Povertà educativa

Povertà educativa: il peso delle disuguaglianze sul futuro dei bambini

Per molto tempo la povertà di bambini e adolescenti è stata caratterizzata e misurata unicamente in termini economici, in relazione al reddito e la ricchezza dei genitori. Questo tipo di rilevazione però non coglie appieno tutti gli elementi che determinano la privazione dei minori che invece è data anche dal titolo di studio dei propri genitori, da fattori sociali e ambientali.

Per un’analisi più esaustiva, in questo senso, è necessario parlare di povertà educativa: un fenomeno molto diffuso anche nel nostro Paese, di cui si parla troppo poco e che in pochi denunciano, ma che agisce sulla possibilità di ciascun ragazzo di scoprirsi e coltivare le proprie passioni. Per “povertà educativa” si intende infatti la “privazione da parte dei bambini e degli adolescenti della possibilità di apprendere, sperimentare, sviluppare e far fiorire liberamente capacità, talenti e aspirazioni”.
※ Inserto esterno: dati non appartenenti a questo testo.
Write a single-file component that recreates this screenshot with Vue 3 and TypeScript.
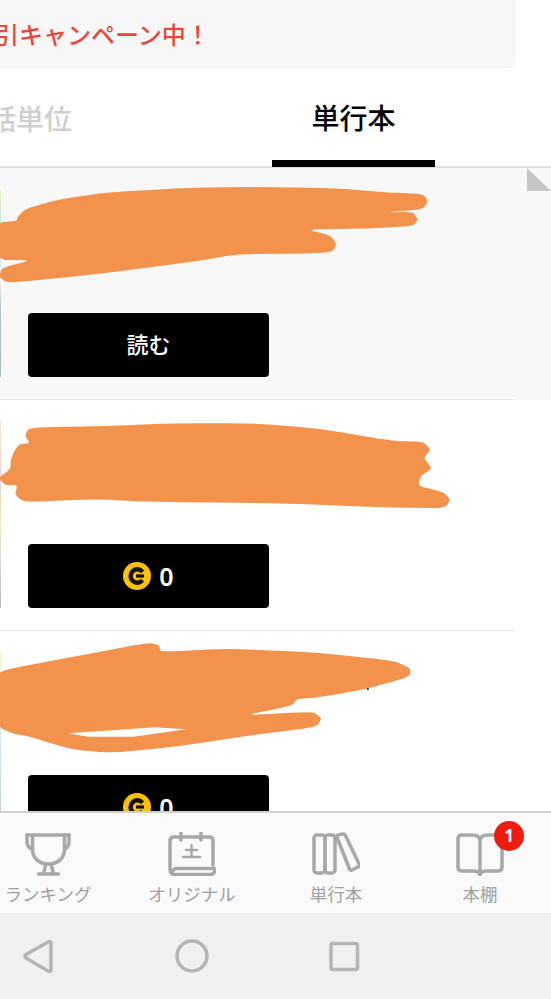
<script setup lang="ts">
type Point = [number, number]

interface Book {
  action: string
  coin: boolean
  strip: string
}

const books: Book[] = [
  { action: '読む', coin: false, strip: 'linear-gradient(#e6efb8, #b8e6ea 28%, #f6ece6 50%, #b6c4cd 62%, #a9bac4)' },
  { action: '0', coin: true, strip: 'linear-gradient(#f3ead2, #efccd8 30%, #f3e6b4 55%, #d5dadd 75%, #b4b4b4)' },
  { action: '0', coin: true, strip: 'linear-gradient(#f6f2c0, #dcebf0 40%, #ccdbe6 70%, #b8b8b8)' },
]

function smooth(pts: Point[]): string {
  const n = pts.length
  const at = (a: Point, b: Point, t: number) => `${a[0] + (b[0] - a[0]) * t} ${a[1] + (b[1] - a[1]) * t}`
  let d = `M${at(pts[n - 1], pts[0], 0.7)}`
  for (let i = 0; i < n; i++) {
    const next = pts[(i + 1) % n]
    d += `Q${pts[i][0]} ${pts[i][1]} ${at(pts[i], next, 0.3)}L${at(pts[i], next, 0.7)}`
  }
  return d + 'Z'
}

const scribbleA = smooth([
  [48, 112], [75, 85], [170, 58], [300, 38], [500, 25], [700, 20], [960, 25], [1100, 37], [1205, 42], [1218, 65], [1203, 88], [1095, 97],
  [1175, 96], [1190, 118], [1176, 138], [1050, 146], [870, 148], [940, 166], [958, 192], [946, 217], [850, 221], [680, 222], [560, 243],
  [300, 280], [20, 310], [-2, 290], [5, 264], [90, 240], [-8, 240], [-8, 128], [50, 122],
])

const scribbleB = smooth([
  [70, 765], [85, 742], [300, 738], [500, 730], [720, 730], [900, 745], [1120, 783], [1205, 785], [1226, 810], [1205, 834], [1230, 865],
  [1197, 888], [1190, 918], [1262, 936], [1282, 960], [1265, 985], [1100, 983], [800, 970], [400, 965], [270, 957], [70, 967], [42, 945],
  [50, 915], [15, 916], [-4, 893], [30, 868], [30, 840], [40, 815], [55, 792], [85, 790],
])

const scribbleC = smooth([
  [-6, 130], [20, 118], [420, 38], [453, 45], [456, 66], [650, 55], [900, 68], [1120, 92], [1168, 115], [1166, 140], [1040, 178], [900, 203],
  [845, 207], [830, 227], [690, 257], [890, 244], [916, 265], [900, 291], [700, 318], [500, 350], [320, 369], [200, 358], [80, 318], [40, 312],
  [-6, 292],
])
const slit = 'M195 310L440 292L530 298L380 320L250 320Z'
</script>

<template>
  <div class="page">
    <header class="banner">
      <span class="banner-text">引キャンペーン中！</span>
    </header>

    <nav class="tabs">
      <div class="tab tab-off"><span>話単位</span></div>
      <div class="tab tab-on"><span>単行本</span></div>
    </nav>

    <main class="list">
      <article v-for="(book, i) in books" :key="i" class="row" :class="{ 'row-read': i === 0 }">
        <div class="row-inner">
          <div class="thumb" :style="{ background: book.strip }"></div>
          <div class="row-body">
            <button class="action" type="button">
              <svg v-if="book.coin" class="coin" viewBox="0 0 28 28" aria-hidden="true">
                <circle cx="14" cy="14" r="14" fill="#fcc102" />
                <path d="M19.500 9.800A6.700 6.700 0 1 0 19.500 18.200" fill="none" stroke="#111" stroke-width="4.400" />
                <path d="M13 14H21" stroke="#111" stroke-width="3.200" />
              </svg>
              <span :class="book.coin ? 'price' : 'read'">{{ book.action }}</span>
            </button>
          </div>
        </div>
        <span v-if="i === 0" class="fold"></span>
      </article>
    </main>

    <footer class="bottom-nav">
      <div class="nav-item">
        <svg class="nav-icon" viewBox="0 0 48 44" aria-hidden="true">
          <path d="M3 3H45" />
          <path d="M8.500 3V17C8.500 26 15 32 24.500 32C34 32 40.500 26 40.500 17V3" />
          <path d="M3 3V10C3 14 5 16 8.500 17M45 3V10C45 14 43 16 40.500 17" />
          <path d="M22 32L19.500 41.500M27 32L29.500 41.500M14.500 42H34.500" />
        </svg>
        <span>ランキング</span>
      </div>
      <div class="nav-item">
        <svg class="nav-icon" viewBox="0 0 48 44" aria-hidden="true">
          <path d="M45 33V9C45 6.500 43.500 5 41 5H6C3.500 5 2 6.500 2 9V37C2 41 4 42.500 7 42.500H42C46 42.500 47 40 47 36.500H9C6 36.500 5 38 4 40" />
          <path d="M13 1V8M33 1V8" />
          <path d="M23.500 13V24M18 18H29M15 25H32" stroke-width="2.400" />
        </svg>
        <span>オリジナル</span>
      </div>
      <div class="nav-item">
        <svg class="nav-icon" viewBox="0 0 48 44" aria-hidden="true">
          <rect x="2" y="3" width="11" height="38" rx="3" />
          <rect x="13" y="3" width="10" height="38" rx="3" />
          <path d="M25 5.500C24.500 4.500 25 3.500 26 3L31 2C32 1.800 33 2.500 33.500 3.500L47 32C47.500 33.500 47 34.500 46 35L40 38C39 38.500 38 38 37.500 37Z" />
        </svg>
        <span>単行本</span>
      </div>
      <div class="nav-item">
        <svg class="nav-icon" viewBox="0 0 48 44" aria-hidden="true">
          <path d="M24 8C23 4.500 20 3 17 3H6C3.500 3 2 4.500 2 7V35C2 37.500 3.500 39 6 39H18C21 39 23 40 24 42.500C25 40 27 39 30 39H42C44.500 39 46 37.500 46 35V7C46 4.500 44.500 3 42 3H31C28 3 25 4.500 24 8V42" />
        </svg>
        <span>本棚</span>
        <b class="badge">1</b>
      </div>
    </footer>

    <div class="system-bar">
      <svg class="sys-icon" viewBox="0 0 551 86" aria-hidden="true">
        <path d="M51 30V56.500C51 58.500 50 59 48 58L26 45C24.500 44 24.500 42.500 26 41.500L48 29C50 28 51 28.500 51 30Z" />
        <circle cx="192" cy="43" r="15" />
        <rect x="331" y="30.500" width="26.500" height="26" rx="2" />
      </svg>
    </div>

    <svg class="scribbles" viewBox="0 0 551 999" aria-hidden="true">
      <g transform="translate(0 180) scale(.3514 .3333)">
        <path :d="scribbleA" />
        <path :d="scribbleB" />
        <path d="M90 238L116 236L90 241Z" class="green" />
      </g>
      <g transform="translate(0 630) scale(.3514 .3333)">
        <path :d="scribbleC + slit" fill-rule="evenodd" />
        <circle cx="1047" cy="177" r="3" class="dot" />
      </g>
    </svg>
  </div>
</template>

<style scoped>
.page {
  position: relative;
  display: flex;
  flex-direction: column;
  width: 551px;
  height: 999px;
  overflow: hidden;
  background: #fff;
  font-family: "Noto Sans CJK JP", "Noto Sans", sans-serif;
}

.banner {
  display: flex;
  align-items: center;
  flex: none;
  width: 515px;
  height: 68px;
  box-sizing: border-box;
  padding-top: 1px;
  border: 1px solid #f1f1f1;
  border-top: 0;
  border-left: 0;
  border-radius: 0 0 5px 0;
  background: #f7f7f7;
}

.banner-text {
  margin-left: -5px;
  color: #e8483a;
  font-size: 24px;
  font-weight: 500;
  line-height: 1;
  white-space: nowrap;
}

.tabs {
  display: flex;
  flex: none;
  height: 100px;
  box-sizing: border-box;
  border-bottom: 2px solid #e0e0e0;
  overflow: visible;
}

.tab {
  display: flex;
  align-items: center;
  justify-content: center;
  box-sizing: border-box;
  height: 100px;
  padding-bottom: 1px;
  font-size: 28px;
  font-weight: 500;
  line-height: 1;
  white-space: nowrap;
}

.tab-off {
  width: 272px;
  justify-content: flex-start;
  color: #cfcfcf;
}

.tab-off span {
  margin-left: -12px;
}

.tab-on {
  width: 163px;
  height: 99px;
  border-bottom: 7px solid #000;
  padding-top: 6px;
  color: #000;
}

.list {
  flex: 1;
  min-height: 0;
  overflow: hidden;
}

.row {
  position: relative;
}

.row-read {
  background: #f8f8f8;
}

.row-inner {
  display: flex;
  width: 515px;
  padding: 21px 0 22px;
  border-bottom: 1px solid #e8e8e8;
}

.row-read .row-inner {
  padding-top: 22px;
}

.thumb {
  flex: none;
  width: 1px;
  height: 187px;
}

.row-body {
  display: flex;
  flex: 1;
  align-items: flex-end;
  padding-left: 27px;
}

.action {
  display: flex;
  align-items: center;
  justify-content: center;
  gap: 8px;
  width: 241px;
  height: 64px;
  padding: 0;
  border: 0;
  border-radius: 4px;
  background: #000;
  color: #fff;
  font-family: inherit;
}

.read {
  padding-bottom: 4px;
  font-size: 22px;
  font-weight: 500;
  line-height: 1;
}

.price {
  font-family: "Noto Sans", sans-serif;
  font-size: 25px;
  font-weight: 600;
  line-height: 1;
}

.coin {
  flex: none;
  width: 28px;
  height: 28px;
}

.fold {
  position: absolute;
  top: 0;
  right: 0;
  width: 24px;
  height: 23px;
  background: #c4c4c4;
  clip-path: polygon(0 0, 100% 100%, 0 100%);
}

.bottom-nav {
  position: relative;
  z-index: 1;
  display: grid;
  flex: none;
  grid-template-columns: repeat(4, 144px);
  width: 576px;
  height: 102px;
  box-sizing: border-box;
  margin-left: -24px;
  padding-top: 19px;
  border-top: 2px solid #cfcfcf;
  background: #fafafa;
}

.nav-item {
  position: relative;
  display: flex;
  flex-direction: column;
  align-items: center;
  color: #a0a0a0;
  font-size: 17.500px;
  line-height: 22px;
  white-space: nowrap;
}

.nav-icon {
  width: 48px;
  height: 44px;
  margin-bottom: 7px;
  fill: none;
  stroke: #a8a8a8;
  stroke-width: 3.500;
  stroke-linecap: round;
  stroke-linejoin: round;
}

.badge {
  position: absolute;
  top: -11px;
  left: 86px;
  width: 30px;
  height: 30px;
  border-radius: 50%;
  background: #ee1c0f;
  color: #fff;
  font-family: "Noto Sans", sans-serif;
  font-size: 17px;
  font-weight: 700;
  line-height: 30px;
  text-align: center;
}

.system-bar {
  flex: none;
  height: 86px;
  background: #f0f0f0;
}

.sys-icon {
  display: block;
  width: 551px;
  height: 86px;
  fill: none;
  stroke: #b5b5b5;
  stroke-width: 3.500;
  stroke-linejoin: round;
  stroke-linecap: round;
}

.scribbles {
  position: absolute;
  top: 0;
  left: 0;
  z-index: 0;
  width: 551px;
  height: 999px;
  pointer-events: none;
  overflow: hidden;
}

.scribbles path {
  fill: #f2924c;
}

.scribbles .green {
  fill: #7cc35a;
}

.scribbles .dot {
  fill: #222;
}
</style>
La povertà educativa in numeri

Fin dai primi anni di vita, un bambino che nasce in una famiglia con minore istruzione affronterà con maggiore probabilità dei coetanei una situazione di povertà educativa. Il 33,9% dei minori di 16 anni con genitori che hanno la licenza media come titolo di studio vive una condizione di deprivazione culturale. Dato che scende al 10% se almeno uno dei genitori è in possesso del diploma e al 3% nel caso sia in possesso di una laurea.

Qualora la famiglia abbia poche opportunità economiche, sociali, culturali da offrire ai propri figli, la condizione di deprivazione colpisce inevitabilmente anche gli esiti educativi. Sono troppi, infatti, i bambini che non hanno la possibilità di visitare una mostra, di andare al cinema, di leggere un libro o di fare sport. Da disuguaglianze economiche scaturiscono quindi disparità nella possibilità di accedere ad attività che possano favorire l’arricchimento culturale.

Viceversa, come confermano le analisi svolte dai ricercatori dell’Istituto Nazionale per l’Analisi delle Politiche Pubbliche (INAPP), il livello di istruzione dei genitori influenza anche il futuro dei figli. Nel caso i genitori siano in possesso di una laurea, infatti, la probabilità dei figli di laurearsi sarebbe del 75%. Questa scenderebbe al 12% nel caso in cui i genitori fossero in possesso di una licenza media.

Trappola della povertà educativa

Se fino al 2005 erano gli anziani le persone più indigenti, oggi invece la povertà assoluta aumenta al diminuire dell’età. Come riporta l’ISTAT, infatti, il rischio di povertà o esclusione sociale colpisce il 28,8% dei bambini e ragazzi di età inferiore a 16 anni, a fronte del 24,4% del totale della popolazione. I minori sono più svantaggiati quando risiedono nel Sud e nelle Isole (46,6%), rispetto al Centro (21,4%) e al Nord (18,3%).

Quella della povertà, che sia economica o educativa, è una sfortuna ereditaria che genera un infimo circolo vizioso, rafforza le disparità di partenza e si tramanda di generazione in generazione. Rompere questo ciclo, noto in letteratura come trappola della povertà educativa, è tutt’altro che semplice. Per fare in modo che nessuno nasca predestinato alla povertà, è necessario che tutte le bambine e i bambini abbiano accesso a un’istruzione di qualità, qualunque sia la condizione della famiglia.

Ma non basta. Per sopperire e colmare i limiti posti dalla condizione di partenza, dovrebbe essere garantito il diritto universale di accedere anche alle attività extrascolastiche. Quindi di poter usufruire liberamente di tutte le opportunità culturali, sportive, sociali ed educative. Se non altro per spezzare la catena delle disuguaglianze e regalare ad ogni bambino il sogno di poter scrivere un futuro slegato dalla ricchezza economica e culturale dei propri genitori.